Work instructions: Repeat every line exactly, keeping the pictures out of the copy.

Data extract:
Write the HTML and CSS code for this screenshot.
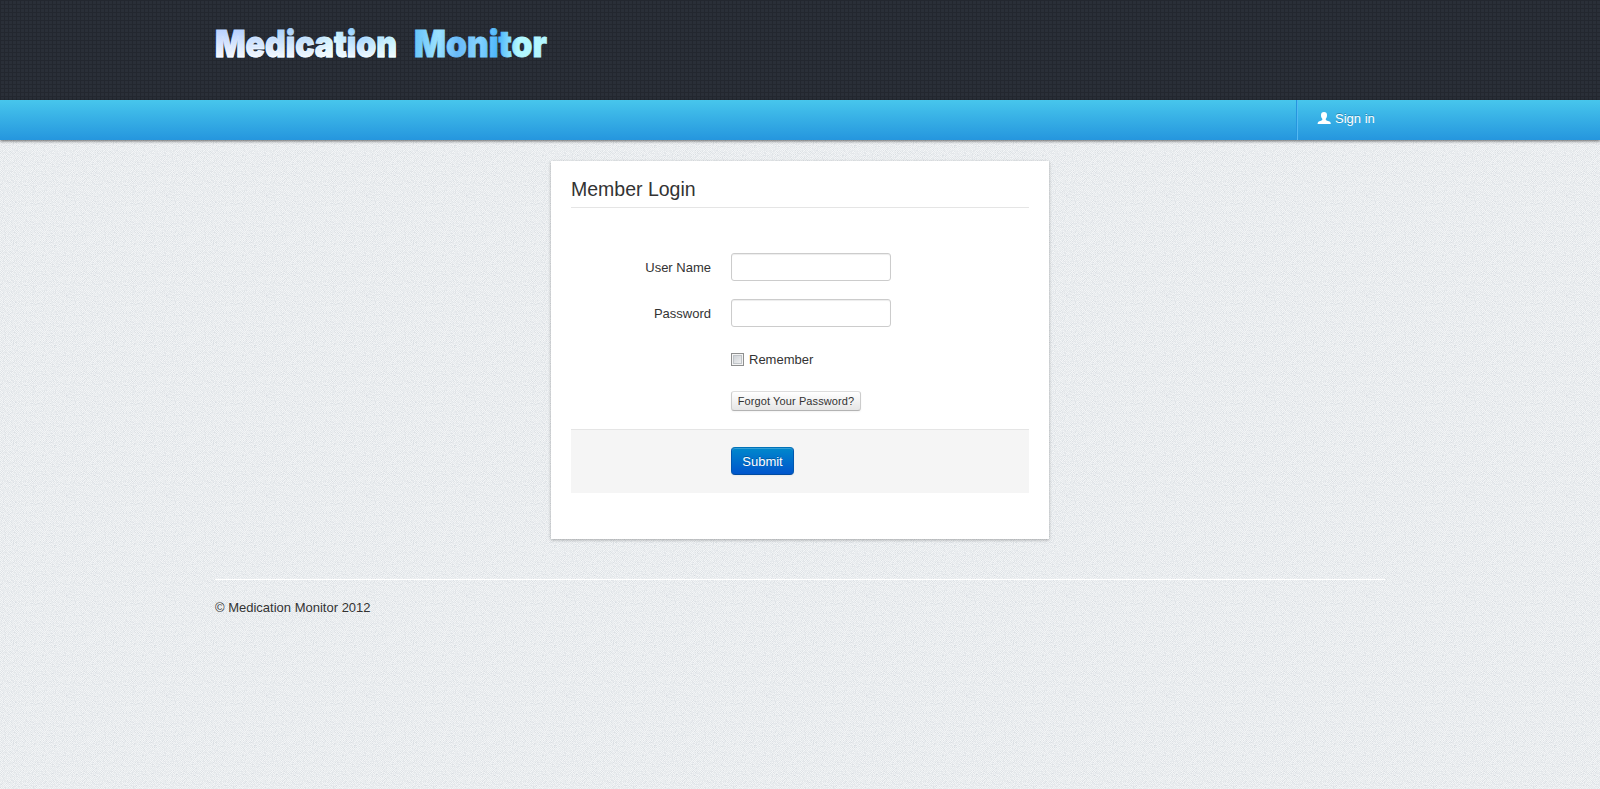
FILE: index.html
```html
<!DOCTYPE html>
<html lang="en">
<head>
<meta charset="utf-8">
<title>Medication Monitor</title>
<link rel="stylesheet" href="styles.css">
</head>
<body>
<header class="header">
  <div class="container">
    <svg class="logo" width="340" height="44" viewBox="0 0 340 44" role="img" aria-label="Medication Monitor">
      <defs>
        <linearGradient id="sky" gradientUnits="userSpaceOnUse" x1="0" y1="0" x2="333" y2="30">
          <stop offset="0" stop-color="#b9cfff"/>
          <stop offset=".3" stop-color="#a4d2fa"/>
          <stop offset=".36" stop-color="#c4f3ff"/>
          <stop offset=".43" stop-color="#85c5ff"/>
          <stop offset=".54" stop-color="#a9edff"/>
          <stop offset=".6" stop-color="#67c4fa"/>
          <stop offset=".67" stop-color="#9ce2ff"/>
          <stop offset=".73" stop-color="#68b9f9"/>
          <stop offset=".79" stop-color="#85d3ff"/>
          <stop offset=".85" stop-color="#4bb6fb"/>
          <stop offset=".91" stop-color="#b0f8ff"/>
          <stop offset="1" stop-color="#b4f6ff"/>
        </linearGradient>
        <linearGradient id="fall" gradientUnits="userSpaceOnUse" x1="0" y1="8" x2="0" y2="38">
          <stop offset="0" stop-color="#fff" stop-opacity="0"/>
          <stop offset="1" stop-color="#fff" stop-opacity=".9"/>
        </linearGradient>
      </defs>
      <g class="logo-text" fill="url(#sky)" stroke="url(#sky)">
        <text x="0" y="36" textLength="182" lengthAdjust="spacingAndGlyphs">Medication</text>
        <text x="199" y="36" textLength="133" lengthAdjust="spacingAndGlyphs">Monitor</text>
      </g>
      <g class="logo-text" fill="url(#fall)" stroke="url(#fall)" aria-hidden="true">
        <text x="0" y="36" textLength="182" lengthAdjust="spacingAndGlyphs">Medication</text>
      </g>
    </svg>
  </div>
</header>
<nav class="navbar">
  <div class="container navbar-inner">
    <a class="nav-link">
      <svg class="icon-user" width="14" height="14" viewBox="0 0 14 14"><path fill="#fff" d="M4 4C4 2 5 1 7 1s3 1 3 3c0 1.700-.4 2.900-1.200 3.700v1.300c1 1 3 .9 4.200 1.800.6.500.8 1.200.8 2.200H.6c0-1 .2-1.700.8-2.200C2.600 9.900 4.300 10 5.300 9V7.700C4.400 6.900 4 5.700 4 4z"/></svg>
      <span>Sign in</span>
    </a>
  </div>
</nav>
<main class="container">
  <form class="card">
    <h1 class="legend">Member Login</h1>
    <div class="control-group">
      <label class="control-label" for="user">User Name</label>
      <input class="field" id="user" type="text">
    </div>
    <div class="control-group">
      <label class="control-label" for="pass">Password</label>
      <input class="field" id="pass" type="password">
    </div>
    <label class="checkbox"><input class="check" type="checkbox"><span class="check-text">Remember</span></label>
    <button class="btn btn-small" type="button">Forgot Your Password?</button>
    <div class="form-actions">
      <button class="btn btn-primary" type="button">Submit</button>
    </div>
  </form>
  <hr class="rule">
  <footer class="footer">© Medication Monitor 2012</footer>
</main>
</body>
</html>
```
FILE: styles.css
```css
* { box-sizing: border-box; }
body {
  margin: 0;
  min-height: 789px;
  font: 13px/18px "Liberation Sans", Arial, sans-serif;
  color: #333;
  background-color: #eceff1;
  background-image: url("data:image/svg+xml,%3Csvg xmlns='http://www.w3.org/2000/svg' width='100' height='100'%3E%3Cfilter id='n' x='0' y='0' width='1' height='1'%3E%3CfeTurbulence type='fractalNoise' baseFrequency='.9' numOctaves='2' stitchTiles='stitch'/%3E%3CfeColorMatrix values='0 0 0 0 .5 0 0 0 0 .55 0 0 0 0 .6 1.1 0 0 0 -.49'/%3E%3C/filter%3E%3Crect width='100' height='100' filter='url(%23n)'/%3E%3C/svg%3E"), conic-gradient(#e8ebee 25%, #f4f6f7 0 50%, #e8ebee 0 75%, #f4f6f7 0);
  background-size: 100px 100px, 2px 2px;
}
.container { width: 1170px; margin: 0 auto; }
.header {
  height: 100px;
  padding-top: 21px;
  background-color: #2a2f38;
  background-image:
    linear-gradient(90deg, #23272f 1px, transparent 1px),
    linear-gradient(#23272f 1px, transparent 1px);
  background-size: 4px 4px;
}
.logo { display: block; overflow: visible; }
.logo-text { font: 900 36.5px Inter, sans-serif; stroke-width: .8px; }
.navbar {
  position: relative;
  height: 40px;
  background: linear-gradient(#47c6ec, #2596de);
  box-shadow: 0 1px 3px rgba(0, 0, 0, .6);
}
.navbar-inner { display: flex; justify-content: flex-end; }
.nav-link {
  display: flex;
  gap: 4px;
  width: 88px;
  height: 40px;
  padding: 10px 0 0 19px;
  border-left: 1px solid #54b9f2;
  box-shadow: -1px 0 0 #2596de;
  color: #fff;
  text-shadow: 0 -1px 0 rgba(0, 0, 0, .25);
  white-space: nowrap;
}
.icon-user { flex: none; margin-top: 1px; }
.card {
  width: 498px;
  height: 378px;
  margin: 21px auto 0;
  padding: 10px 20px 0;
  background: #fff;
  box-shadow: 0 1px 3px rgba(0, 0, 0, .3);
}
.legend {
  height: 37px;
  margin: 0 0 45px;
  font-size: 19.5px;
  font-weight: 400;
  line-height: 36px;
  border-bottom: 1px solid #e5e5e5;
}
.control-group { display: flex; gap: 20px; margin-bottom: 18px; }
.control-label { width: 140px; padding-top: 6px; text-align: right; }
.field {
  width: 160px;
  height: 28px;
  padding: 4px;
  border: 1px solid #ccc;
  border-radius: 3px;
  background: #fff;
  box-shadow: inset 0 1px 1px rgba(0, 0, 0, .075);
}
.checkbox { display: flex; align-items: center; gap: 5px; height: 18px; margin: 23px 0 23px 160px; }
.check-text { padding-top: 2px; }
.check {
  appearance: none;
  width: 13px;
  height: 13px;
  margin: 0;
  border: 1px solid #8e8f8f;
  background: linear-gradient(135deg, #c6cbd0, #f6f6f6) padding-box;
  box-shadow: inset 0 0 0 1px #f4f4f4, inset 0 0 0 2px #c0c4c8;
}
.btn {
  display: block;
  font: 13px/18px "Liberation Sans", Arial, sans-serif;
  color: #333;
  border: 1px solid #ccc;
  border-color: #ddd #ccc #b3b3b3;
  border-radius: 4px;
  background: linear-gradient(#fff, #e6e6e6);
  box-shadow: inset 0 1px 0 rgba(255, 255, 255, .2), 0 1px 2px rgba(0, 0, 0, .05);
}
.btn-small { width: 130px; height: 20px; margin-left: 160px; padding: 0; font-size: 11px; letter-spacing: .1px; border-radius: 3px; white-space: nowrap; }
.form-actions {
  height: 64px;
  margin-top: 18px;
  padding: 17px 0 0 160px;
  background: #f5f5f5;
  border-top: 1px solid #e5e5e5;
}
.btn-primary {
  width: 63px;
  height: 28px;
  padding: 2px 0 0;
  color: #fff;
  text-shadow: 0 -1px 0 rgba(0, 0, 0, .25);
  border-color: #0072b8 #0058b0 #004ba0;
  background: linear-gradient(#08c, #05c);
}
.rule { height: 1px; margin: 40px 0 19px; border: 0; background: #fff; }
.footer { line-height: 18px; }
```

Answer to the problem:
Write the HTML and CSS code for this screenshot.
FILE: index.html
```html
<!DOCTYPE html>
<html lang="en">
<head>
<meta charset="utf-8">
<title>Medication Monitor</title>
<link rel="stylesheet" href="styles.css">
</head>
<body>
<header class="header">
  <div class="container">
    <svg class="logo" width="340" height="44" viewBox="0 0 340 44" role="img" aria-label="Medication Monitor">
      <defs>
        <linearGradient id="sky" gradientUnits="userSpaceOnUse" x1="0" y1="0" x2="333" y2="30">
          <stop offset="0" stop-color="#b9cfff"/>
          <stop offset=".3" stop-color="#a4d2fa"/>
          <stop offset=".36" stop-color="#c4f3ff"/>
          <stop offset=".43" stop-color="#85c5ff"/>
          <stop offset=".54" stop-color="#a9edff"/>
          <stop offset=".6" stop-color="#67c4fa"/>
          <stop offset=".67" stop-color="#9ce2ff"/>
          <stop offset=".73" stop-color="#68b9f9"/>
          <stop offset=".79" stop-color="#85d3ff"/>
          <stop offset=".85" stop-color="#4bb6fb"/>
          <stop offset=".91" stop-color="#b0f8ff"/>
          <stop offset="1" stop-color="#b4f6ff"/>
        </linearGradient>
        <linearGradient id="fall" gradientUnits="userSpaceOnUse" x1="0" y1="8" x2="0" y2="38">
          <stop offset="0" stop-color="#fff" stop-opacity="0"/>
          <stop offset="1" stop-color="#fff" stop-opacity=".9"/>
        </linearGradient>
      </defs>
      <g class="logo-text" fill="url(#sky)" stroke="url(#sky)">
        <text x="0" y="36" textLength="182" lengthAdjust="spacingAndGlyphs">Medication</text>
        <text x="199" y="36" textLength="133" lengthAdjust="spacingAndGlyphs">Monitor</text>
      </g>
      <g class="logo-text" fill="url(#fall)" stroke="url(#fall)" aria-hidden="true">
        <text x="0" y="36" textLength="182" lengthAdjust="spacingAndGlyphs">Medication</text>
      </g>
    </svg>
  </div>
</header>
<nav class="navbar">
  <div class="container navbar-inner">
    <a class="nav-link">
      <svg class="icon-user" width="14" height="14" viewBox="0 0 14 14"><path fill="#fff" d="M4 4C4 2 5 1 7 1s3 1 3 3c0 1.700-.4 2.900-1.200 3.700v1.300c1 1 3 .9 4.200 1.800.6.500.8 1.200.8 2.200H.6c0-1 .2-1.700.8-2.200C2.600 9.900 4.300 10 5.300 9V7.700C4.400 6.900 4 5.700 4 4z"/></svg>
      <span>Sign in</span>
    </a>
  </div>
</nav>
<main class="container">
  <form class="card">
    <h1 class="legend">Member Login</h1>
    <div class="control-group">
      <label class="control-label" for="user">User Name</label>
      <input class="field" id="user" type="text">
    </div>
    <div class="control-group">
      <label class="control-label" for="pass">Password</label>
      <input class="field" id="pass" type="password">
    </div>
    <label class="checkbox"><input class="check" type="checkbox"><span class="check-text">Remember</span></label>
    <button class="btn btn-small" type="button">Forgot Your Password?</button>
    <div class="form-actions">
      <button class="btn btn-primary" type="button">Submit</button>
    </div>
  </form>
  <hr class="rule">
  <footer class="footer">© Medication Monitor 2012</footer>
</main>
</body>
</html>
```
FILE: styles.css
```css
* { box-sizing: border-box; }
body {
  margin: 0;
  min-height: 789px;
  font: 13px/18px "Liberation Sans", Arial, sans-serif;
  color: #333;
  background-color: #eceff1;
  background-image: url("data:image/svg+xml,%3Csvg xmlns='http://www.w3.org/2000/svg' width='100' height='100'%3E%3Cfilter id='n' x='0' y='0' width='1' height='1'%3E%3CfeTurbulence type='fractalNoise' baseFrequency='.9' numOctaves='2' stitchTiles='stitch'/%3E%3CfeColorMatrix values='0 0 0 0 .5 0 0 0 0 .55 0 0 0 0 .6 1.1 0 0 0 -.49'/%3E%3C/filter%3E%3Crect width='100' height='100' filter='url(%23n)'/%3E%3C/svg%3E"), conic-gradient(#e8ebee 25%, #f4f6f7 0 50%, #e8ebee 0 75%, #f4f6f7 0);
  background-size: 100px 100px, 2px 2px;
}
.container { width: 1170px; margin: 0 auto; }
.header {
  height: 100px;
  padding-top: 21px;
  background-color: #2a2f38;
  background-image:
    linear-gradient(90deg, #23272f 1px, transparent 1px),
    linear-gradient(#23272f 1px, transparent 1px);
  background-size: 4px 4px;
}
.logo { display: block; overflow: visible; }
.logo-text { font: 900 36.5px Inter, sans-serif; stroke-width: .8px; }
.navbar {
  position: relative;
  height: 40px;
  background: linear-gradient(#47c6ec, #2596de);
  box-shadow: 0 1px 3px rgba(0, 0, 0, .6);
}
.navbar-inner { display: flex; justify-content: flex-end; }
.nav-link {
  display: flex;
  gap: 4px;
  width: 88px;
  height: 40px;
  padding: 10px 0 0 19px;
  border-left: 1px solid #54b9f2;
  box-shadow: -1px 0 0 #2596de;
  color: #fff;
  text-shadow: 0 -1px 0 rgba(0, 0, 0, .25);
  white-space: nowrap;
}
.icon-user { flex: none; margin-top: 1px; }
.card {
  width: 498px;
  height: 378px;
  margin: 21px auto 0;
  padding: 10px 20px 0;
  background: #fff;
  box-shadow: 0 1px 3px rgba(0, 0, 0, .3);
}
.legend {
  height: 37px;
  margin: 0 0 45px;
  font-size: 19.5px;
  font-weight: 400;
  line-height: 36px;
  border-bottom: 1px solid #e5e5e5;
}
.control-group { display: flex; gap: 20px; margin-bottom: 18px; }
.control-label { width: 140px; padding-top: 6px; text-align: right; }
.field {
  width: 160px;
  height: 28px;
  padding: 4px;
  border: 1px solid #ccc;
  border-radius: 3px;
  background: #fff;
  box-shadow: inset 0 1px 1px rgba(0, 0, 0, .075);
}
.checkbox { display: flex; align-items: center; gap: 5px; height: 18px; margin: 23px 0 23px 160px; }
.check-text { padding-top: 2px; }
.check {
  appearance: none;
  width: 13px;
  height: 13px;
  margin: 0;
  border: 1px solid #8e8f8f;
  background: linear-gradient(135deg, #c6cbd0, #f6f6f6) padding-box;
  box-shadow: inset 0 0 0 1px #f4f4f4, inset 0 0 0 2px #c0c4c8;
}
.btn {
  display: block;
  font: 13px/18px "Liberation Sans", Arial, sans-serif;
  color: #333;
  border: 1px solid #ccc;
  border-color: #ddd #ccc #b3b3b3;
  border-radius: 4px;
  background: linear-gradient(#fff, #e6e6e6);
  box-shadow: inset 0 1px 0 rgba(255, 255, 255, .2), 0 1px 2px rgba(0, 0, 0, .05);
}
.btn-small { width: 130px; height: 20px; margin-left: 160px; padding: 0; font-size: 11px; letter-spacing: .1px; border-radius: 3px; white-space: nowrap; }
.form-actions {
  height: 64px;
  margin-top: 18px;
  padding: 17px 0 0 160px;
  background: #f5f5f5;
  border-top: 1px solid #e5e5e5;
}
.btn-primary {
  width: 63px;
  height: 28px;
  padding: 2px 0 0;
  color: #fff;
  text-shadow: 0 -1px 0 rgba(0, 0, 0, .25);
  border-color: #0072b8 #0058b0 #004ba0;
  background: linear-gradient(#08c, #05c);
}
.rule { height: 1px; margin: 40px 0 19px; border: 0; background: #fff; }
.footer { line-height: 18px; }
```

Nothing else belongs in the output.